SHORT PROBLEM → Starting with the first line of the listing, quote each line exactly until and including the one with "string; value?: string;", leaving pictures out.

INFORMATION SHOWN →
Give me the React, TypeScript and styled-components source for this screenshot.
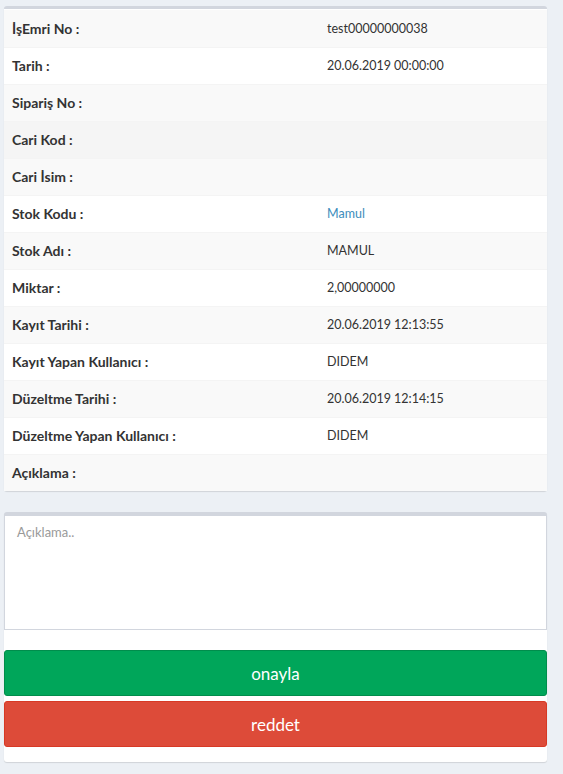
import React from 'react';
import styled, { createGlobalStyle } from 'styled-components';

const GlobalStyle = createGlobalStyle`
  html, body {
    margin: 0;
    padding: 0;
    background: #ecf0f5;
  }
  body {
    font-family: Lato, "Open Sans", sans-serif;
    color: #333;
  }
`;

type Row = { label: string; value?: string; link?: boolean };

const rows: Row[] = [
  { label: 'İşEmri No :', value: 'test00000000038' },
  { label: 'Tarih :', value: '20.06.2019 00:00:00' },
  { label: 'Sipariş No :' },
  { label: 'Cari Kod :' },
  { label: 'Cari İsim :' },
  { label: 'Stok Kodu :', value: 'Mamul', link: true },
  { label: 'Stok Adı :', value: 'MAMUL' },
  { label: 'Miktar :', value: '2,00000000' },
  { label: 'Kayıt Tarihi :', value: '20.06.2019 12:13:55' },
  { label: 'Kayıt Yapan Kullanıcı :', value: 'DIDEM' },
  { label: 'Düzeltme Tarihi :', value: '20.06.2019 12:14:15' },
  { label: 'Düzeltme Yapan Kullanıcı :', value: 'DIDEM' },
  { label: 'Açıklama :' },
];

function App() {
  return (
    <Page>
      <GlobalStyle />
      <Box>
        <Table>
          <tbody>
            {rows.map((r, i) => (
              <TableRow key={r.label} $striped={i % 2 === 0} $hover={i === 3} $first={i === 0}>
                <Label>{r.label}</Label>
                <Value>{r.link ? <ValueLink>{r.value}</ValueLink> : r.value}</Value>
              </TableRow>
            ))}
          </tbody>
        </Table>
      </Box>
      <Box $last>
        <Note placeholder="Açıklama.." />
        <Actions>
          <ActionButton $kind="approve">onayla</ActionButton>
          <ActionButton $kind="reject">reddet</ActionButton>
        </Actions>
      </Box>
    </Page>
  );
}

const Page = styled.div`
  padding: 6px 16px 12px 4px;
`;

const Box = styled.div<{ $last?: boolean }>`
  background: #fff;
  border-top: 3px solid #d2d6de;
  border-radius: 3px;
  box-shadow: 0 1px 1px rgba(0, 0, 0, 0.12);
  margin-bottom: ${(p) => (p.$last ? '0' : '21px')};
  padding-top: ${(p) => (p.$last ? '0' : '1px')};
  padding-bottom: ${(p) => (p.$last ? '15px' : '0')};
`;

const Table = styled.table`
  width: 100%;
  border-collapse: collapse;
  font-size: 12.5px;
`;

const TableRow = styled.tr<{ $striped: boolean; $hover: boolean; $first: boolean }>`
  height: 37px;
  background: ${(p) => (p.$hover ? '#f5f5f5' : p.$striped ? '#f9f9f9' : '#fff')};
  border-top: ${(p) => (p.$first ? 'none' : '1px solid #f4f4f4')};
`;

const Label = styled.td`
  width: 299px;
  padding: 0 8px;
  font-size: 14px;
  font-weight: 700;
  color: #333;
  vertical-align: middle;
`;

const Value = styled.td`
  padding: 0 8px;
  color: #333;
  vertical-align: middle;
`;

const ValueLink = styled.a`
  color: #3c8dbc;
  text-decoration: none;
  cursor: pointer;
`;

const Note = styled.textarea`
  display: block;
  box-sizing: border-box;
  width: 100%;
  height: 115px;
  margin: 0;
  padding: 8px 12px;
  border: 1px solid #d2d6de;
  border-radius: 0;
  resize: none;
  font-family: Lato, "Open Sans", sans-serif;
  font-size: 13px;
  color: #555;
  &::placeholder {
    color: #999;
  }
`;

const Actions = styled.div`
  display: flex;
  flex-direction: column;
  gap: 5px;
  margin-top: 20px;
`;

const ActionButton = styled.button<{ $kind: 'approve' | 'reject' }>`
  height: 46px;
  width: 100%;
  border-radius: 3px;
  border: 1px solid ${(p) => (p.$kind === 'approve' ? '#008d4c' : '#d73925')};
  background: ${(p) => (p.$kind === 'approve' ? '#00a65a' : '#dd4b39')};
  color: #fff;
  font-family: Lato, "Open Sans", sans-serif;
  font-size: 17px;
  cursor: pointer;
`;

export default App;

THE OUTPUT →
Give me the React, TypeScript and styled-components source for this screenshot.
import React from 'react';
import styled, { createGlobalStyle } from 'styled-components';

const GlobalStyle = createGlobalStyle`
  html, body {
    margin: 0;
    padding: 0;
    background: #ecf0f5;
  }
  body {
    font-family: Lato, "Open Sans", sans-serif;
    color: #333;
  }
`;

type Row = { label: string; value?: string; link?: boolean };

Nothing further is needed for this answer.